Este Estatuto da Catalunha é, no entanto, sobretudo em termos fiscalidade e financiamentos do governo central, a matriz que tem guiado a revisão dos estatutos que regerão outras comunidades como Valência e Baleares, Aragão e Andaluzia.

Se os radicais e terroristas do País Vasco forem isolados e cair a reivindicação de independência da grande nação vasca (Euskal Herria), o compromisso catalão poderá também servir para orientar a revisão do Estatuto Euskadi.
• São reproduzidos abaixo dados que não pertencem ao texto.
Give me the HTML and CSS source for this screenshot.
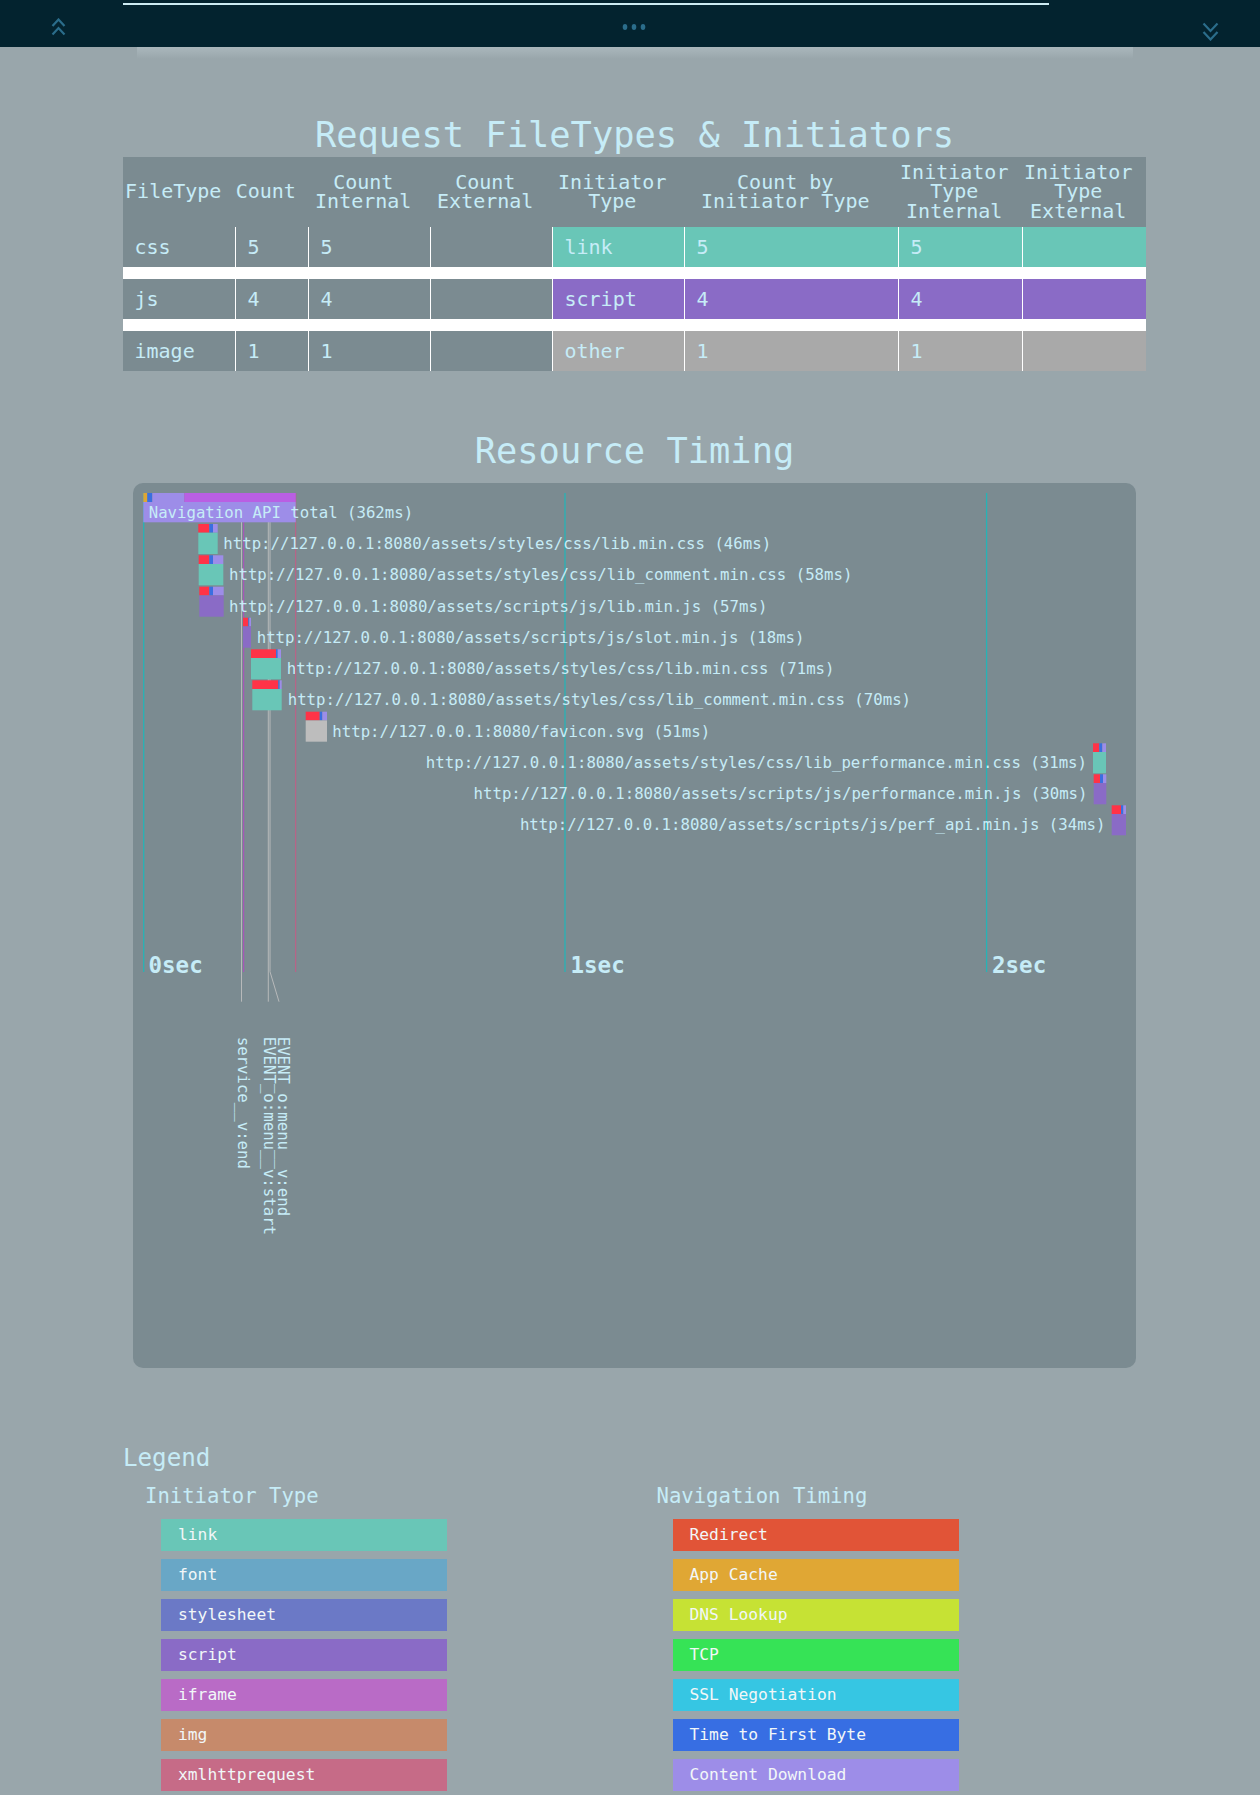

Mas entre os dois nacionalismos saídos da pujança vascã e catalã no século XIX a diferença sempre foi de monta.

Ao contrário da doutrina racista e culturalista patente nos primeiros escritos do pai do nacionalismo vasco, Sabino Arana, os nacionalistas catalães nas suas vertentes revolucionárias populares ou conservadoras nunca reivindicaram a soberania sobre glórias históricas, exigindo o retorno de Montpellier ou Nápoles, por exemplo, e acomodaram-se à coexistência no seio do estado espanhol. Os nacionalistas vascos, pelo contrário, ainda não alijaram totalmente o lastro da herança de Arana.

Poucas certezas

Certo é que com as suas 17 comunidades autónomas e as cidades autónomas de Ceuta e Melilla, no norte de África, a Espanha ainda está longe de completar o reordenamento do estado na variante quase federal promovida por Rodriguez Zapatero.

Para além das difíceis negociações entre o governo central e as regiões e nacionalidades ou nações o aspecto mais gravoso da questão é a falta de acordo entre esquerda e direita quanto ao modelo de estado. Temos aqui um dos principais dilemas da política espanhola para muitos e bons anos e quanto ao resto pouco mais certezas sobram.

Valha a lição do grande hispanista e catalanista francês Pierre Vilar que considerava, pouco antes de falecer em 2003, que este século assistirá a novos ordenamentos políticos.

O historiador guardava, ao fim de longa meditação sobre os destinos da Península, uma única certeza: em termos de identidades nacionais prevaleceriam pelo peso das suas culturas um reduto vasco, outro português e galaico, a massa castelhano-andaluza e a Catalunha, de Guardamar a Salses.

Pouco mais certezas sobram quanto ao destino ibérico neste século.